To justify his acclaim of Soludo’s arbitrary use of power as in this instance, the writer drew a comparison, among others, with the removal of the former Emir of Kano, Alhaji Sanusi Lamido Sanusi, by the then Governor of Kano State, Alhaji Abdullahi Umar Ganduje but failed, refused or deliberately neglected to state the processes that led to the removal of the Emirate’s 14th Emir even though, like it is in Anambra today, it bore the insignia of vindictiveness and vendetta.
Unlike Soludo who exercised his powers by fiat without giving the suspended Igwe Ezeani any chance for fair hearing, Ganduje was restrained enough to have first issued the deposed Emir a query to be answered in 48 hours but which Sanusi responded to in 24 hours. In fact, Sanusi’s removal was based on the recommendations of a Commission in Kano State.
Sadly, both Igwe of Onitsha and the former Emir of Kano became victims of their own virtues of fearlessness and forthrightness in speaking truth to power in defence of the helpless.
While one agrees that a governor has the powers to ‘hire and fire’ traditional rulers within his domain as the commentator puts it, it is the manner that power is exercised that stands one Governor out as a humane and listening Governor who has developed the needed capacity to endure the truth and act accordingly over another who acts like a power-drunk fellow.

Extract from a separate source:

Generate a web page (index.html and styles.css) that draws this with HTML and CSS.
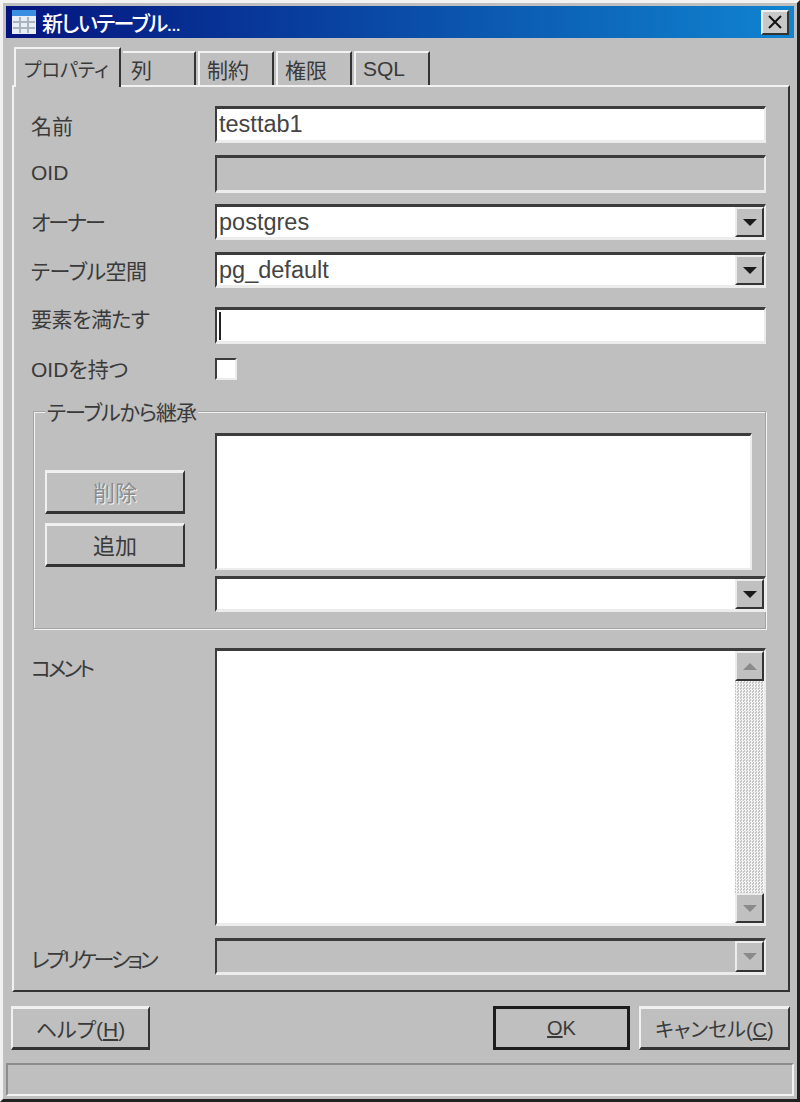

It is often said that power without control is nothing. With the way he has handled this matter, Soludo has given himself out once again as a Professor with ‘passing six but without passing sense.’
His pettiness becomes too obvious in the demeanjng way his government addressed Senator Ifeanyi Ubah as ‘one Senator…’ as if Ubah is one unknown personality in Anambra. The whole saga, apart from insulting the revered traditional institution in the state, was aimed at diminishing the Distinguished Senator representing Anambra South at the National Assembly. Since the rumours have filtered into town that Ubah might be interested in becoming the next governor of the state, and given his towering popularity and wide acceptance by the people especially given his performance at the Senate, it is possible that Ubah has emerged as Soludo’s mortal fear.
This is what Sigmund Freud, the Austrian neurologist and father of psychoanalysis, termed ‘castration anxiety ‘, metaphorically meaning the fear that comes with feeling insecure and helpless, and the need to act to keep one from being dominated, degraded or becoming insignificant even when such need is non-existent and only a figment of the imagination of the anxious. It makes the one with such irrational fear to react to the extreme against issues that are otherwise trivial and negligible just to save their pride thereby causing their anxiety to be damaging.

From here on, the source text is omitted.